--- start SOURCE EXCERPT ---
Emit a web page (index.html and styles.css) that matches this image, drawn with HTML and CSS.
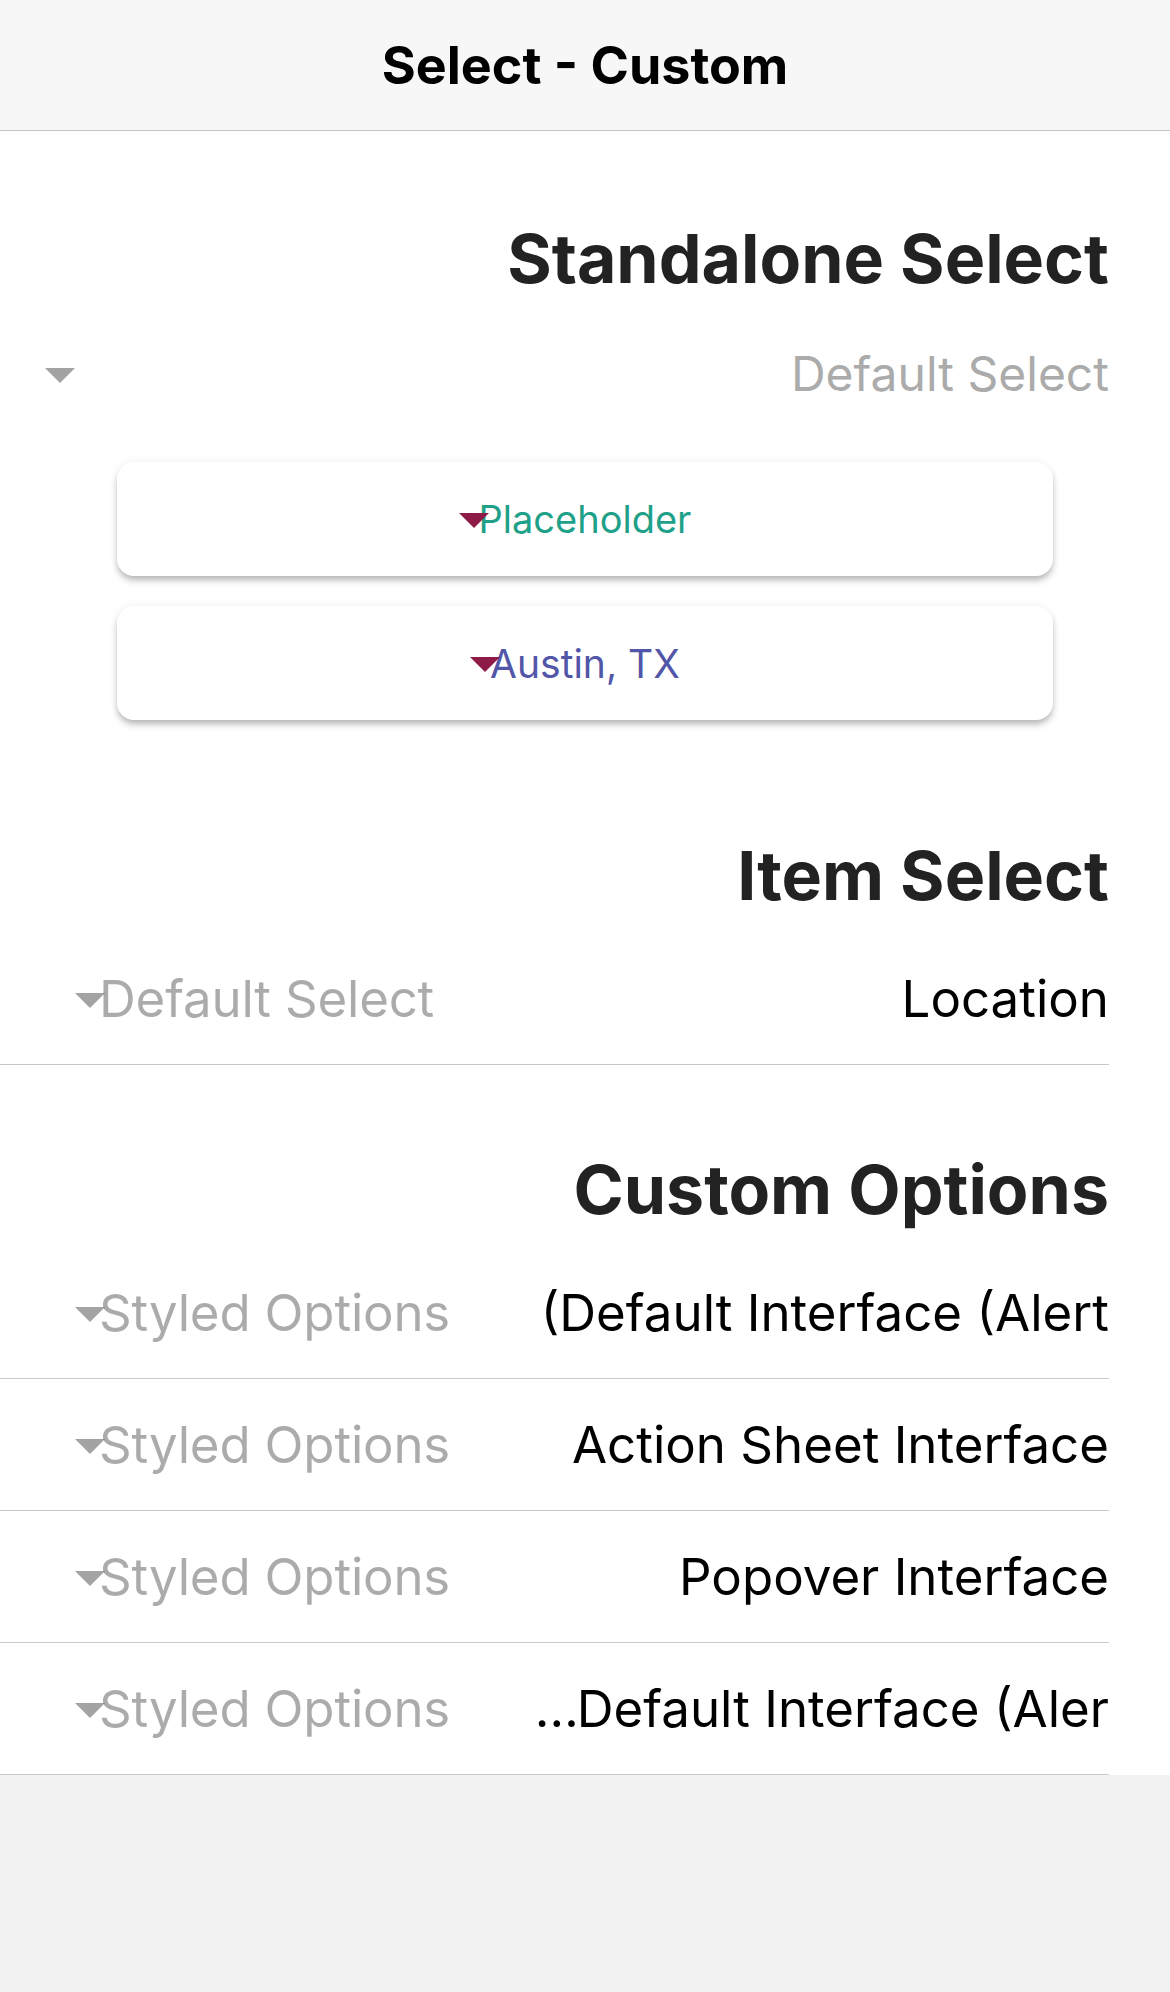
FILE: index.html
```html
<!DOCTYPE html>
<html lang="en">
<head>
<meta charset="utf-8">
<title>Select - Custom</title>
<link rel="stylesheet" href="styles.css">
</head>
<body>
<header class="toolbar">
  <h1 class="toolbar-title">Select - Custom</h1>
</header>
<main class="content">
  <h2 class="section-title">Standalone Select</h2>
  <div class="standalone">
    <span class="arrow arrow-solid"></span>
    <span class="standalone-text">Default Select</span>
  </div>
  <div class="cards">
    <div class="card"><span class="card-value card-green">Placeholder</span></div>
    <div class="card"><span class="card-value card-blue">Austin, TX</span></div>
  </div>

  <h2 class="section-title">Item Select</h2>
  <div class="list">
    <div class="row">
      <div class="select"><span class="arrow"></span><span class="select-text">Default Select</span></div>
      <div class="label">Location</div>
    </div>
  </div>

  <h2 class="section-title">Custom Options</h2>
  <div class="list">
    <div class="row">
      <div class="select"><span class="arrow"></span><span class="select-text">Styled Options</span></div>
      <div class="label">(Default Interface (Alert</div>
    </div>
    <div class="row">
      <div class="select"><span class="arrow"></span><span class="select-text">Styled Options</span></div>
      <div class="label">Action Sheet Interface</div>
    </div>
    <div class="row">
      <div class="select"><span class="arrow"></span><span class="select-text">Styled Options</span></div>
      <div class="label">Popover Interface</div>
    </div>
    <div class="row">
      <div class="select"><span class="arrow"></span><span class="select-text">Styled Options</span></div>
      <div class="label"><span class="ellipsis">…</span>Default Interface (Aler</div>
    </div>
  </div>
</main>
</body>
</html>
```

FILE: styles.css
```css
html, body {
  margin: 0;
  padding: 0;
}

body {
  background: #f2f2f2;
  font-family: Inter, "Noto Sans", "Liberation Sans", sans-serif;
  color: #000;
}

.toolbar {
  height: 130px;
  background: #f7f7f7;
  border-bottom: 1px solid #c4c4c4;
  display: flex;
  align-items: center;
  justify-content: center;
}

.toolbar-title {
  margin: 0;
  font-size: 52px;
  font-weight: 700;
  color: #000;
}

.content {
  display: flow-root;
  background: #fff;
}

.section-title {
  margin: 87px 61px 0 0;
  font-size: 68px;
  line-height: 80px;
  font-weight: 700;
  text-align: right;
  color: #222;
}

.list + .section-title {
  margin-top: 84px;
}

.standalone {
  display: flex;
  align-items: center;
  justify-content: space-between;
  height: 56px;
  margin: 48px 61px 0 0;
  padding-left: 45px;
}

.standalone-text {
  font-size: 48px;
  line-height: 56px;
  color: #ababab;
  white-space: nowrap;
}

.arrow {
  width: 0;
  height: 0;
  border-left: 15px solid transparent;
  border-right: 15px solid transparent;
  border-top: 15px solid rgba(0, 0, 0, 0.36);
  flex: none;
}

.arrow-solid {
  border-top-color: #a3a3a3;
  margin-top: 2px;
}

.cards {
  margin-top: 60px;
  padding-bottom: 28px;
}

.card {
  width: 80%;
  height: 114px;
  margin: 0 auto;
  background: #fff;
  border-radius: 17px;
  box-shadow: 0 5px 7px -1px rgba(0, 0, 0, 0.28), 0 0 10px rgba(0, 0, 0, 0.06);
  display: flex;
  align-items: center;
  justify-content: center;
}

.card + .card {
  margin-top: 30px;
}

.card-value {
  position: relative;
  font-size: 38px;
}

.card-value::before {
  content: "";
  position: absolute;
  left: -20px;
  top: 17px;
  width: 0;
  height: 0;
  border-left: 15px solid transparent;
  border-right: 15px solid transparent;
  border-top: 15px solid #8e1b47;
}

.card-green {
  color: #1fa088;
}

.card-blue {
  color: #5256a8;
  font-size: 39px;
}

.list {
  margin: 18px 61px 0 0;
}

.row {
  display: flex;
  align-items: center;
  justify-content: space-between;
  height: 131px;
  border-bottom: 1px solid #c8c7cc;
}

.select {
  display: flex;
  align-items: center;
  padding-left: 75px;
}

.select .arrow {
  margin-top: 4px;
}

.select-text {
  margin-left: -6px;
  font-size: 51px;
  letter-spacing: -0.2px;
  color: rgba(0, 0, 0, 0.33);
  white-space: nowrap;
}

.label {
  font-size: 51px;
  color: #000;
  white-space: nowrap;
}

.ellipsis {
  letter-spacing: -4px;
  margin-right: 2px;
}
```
--- end SOURCE EXCERPT ---
» **WRITTEN PROBLEM**
Please transcribe the material above exactly as written. Leave the pictures out.

» **ANSWER**
Emit a web page (index.html and styles.css) that matches this image, drawn with HTML and CSS.
FILE: index.html
```html
<!DOCTYPE html>
<html lang="en">
<head>
<meta charset="utf-8">
<title>Select - Custom</title>
<link rel="stylesheet" href="styles.css">
</head>
<body>
<header class="toolbar">
  <h1 class="toolbar-title">Select - Custom</h1>
</header>
<main class="content">
  <h2 class="section-title">Standalone Select</h2>
  <div class="standalone">
    <span class="arrow arrow-solid"></span>
    <span class="standalone-text">Default Select</span>
  </div>
  <div class="cards">
    <div class="card"><span class="card-value card-green">Placeholder</span></div>
    <div class="card"><span class="card-value card-blue">Austin, TX</span></div>
  </div>

  <h2 class="section-title">Item Select</h2>
  <div class="list">
    <div class="row">
      <div class="select"><span class="arrow"></span><span class="select-text">Default Select</span></div>
      <div class="label">Location</div>
    </div>
  </div>

  <h2 class="section-title">Custom Options</h2>
  <div class="list">
    <div class="row">
      <div class="select"><span class="arrow"></span><span class="select-text">Styled Options</span></div>
      <div class="label">(Default Interface (Alert</div>
    </div>
    <div class="row">
      <div class="select"><span class="arrow"></span><span class="select-text">Styled Options</span></div>
      <div class="label">Action Sheet Interface</div>
    </div>
    <div class="row">
      <div class="select"><span class="arrow"></span><span class="select-text">Styled Options</span></div>
      <div class="label">Popover Interface</div>
    </div>
    <div class="row">
      <div class="select"><span class="arrow"></span><span class="select-text">Styled Options</span></div>
      <div class="label"><span class="ellipsis">…</span>Default Interface (Aler</div>
    </div>
  </div>
</main>
</body>
</html>
```

FILE: styles.css
```css
html, body {
  margin: 0;
  padding: 0;
}

body {
  background: #f2f2f2;
  font-family: Inter, "Noto Sans", "Liberation Sans", sans-serif;
  color: #000;
}

.toolbar {
  height: 130px;
  background: #f7f7f7;
  border-bottom: 1px solid #c4c4c4;
  display: flex;
  align-items: center;
  justify-content: center;
}

.toolbar-title {
  margin: 0;
  font-size: 52px;
  font-weight: 700;
  color: #000;
}

.content {
  display: flow-root;
  background: #fff;
}

.section-title {
  margin: 87px 61px 0 0;
  font-size: 68px;
  line-height: 80px;
  font-weight: 700;
  text-align: right;
  color: #222;
}

.list + .section-title {
  margin-top: 84px;
}

.standalone {
  display: flex;
  align-items: center;
  justify-content: space-between;
  height: 56px;
  margin: 48px 61px 0 0;
  padding-left: 45px;
}

.standalone-text {
  font-size: 48px;
  line-height: 56px;
  color: #ababab;
  white-space: nowrap;
}

.arrow {
  width: 0;
  height: 0;
  border-left: 15px solid transparent;
  border-right: 15px solid transparent;
  border-top: 15px solid rgba(0, 0, 0, 0.36);
  flex: none;
}

.arrow-solid {
  border-top-color: #a3a3a3;
  margin-top: 2px;
}

.cards {
  margin-top: 60px;
  padding-bottom: 28px;
}

.card {
  width: 80%;
  height: 114px;
  margin: 0 auto;
  background: #fff;
  border-radius: 17px;
  box-shadow: 0 5px 7px -1px rgba(0, 0, 0, 0.28), 0 0 10px rgba(0, 0, 0, 0.06);
  display: flex;
  align-items: center;
  justify-content: center;
}

.card + .card {
  margin-top: 30px;
}

.card-value {
  position: relative;
  font-size: 38px;
}

.card-value::before {
  content: "";
  position: absolute;
  left: -20px;
  top: 17px;
  width: 0;
  height: 0;
  border-left: 15px solid transparent;
  border-right: 15px solid transparent;
  border-top: 15px solid #8e1b47;
}

.card-green {
  color: #1fa088;
}

.card-blue {
  color: #5256a8;
  font-size: 39px;
}

.list {
  margin: 18px 61px 0 0;
}

.row {
  display: flex;
  align-items: center;
  justify-content: space-between;
  height: 131px;
  border-bottom: 1px solid #c8c7cc;
}

.select {
  display: flex;
  align-items: center;
  padding-left: 75px;
}

.select .arrow {
  margin-top: 4px;
}

.select-text {
  margin-left: -6px;
  font-size: 51px;
  letter-spacing: -0.2px;
  color: rgba(0, 0, 0, 0.33);
  white-space: nowrap;
}

.label {
  font-size: 51px;
  color: #000;
  white-space: nowrap;
}

.ellipsis {
  letter-spacing: -4px;
  margin-right: 2px;
}
```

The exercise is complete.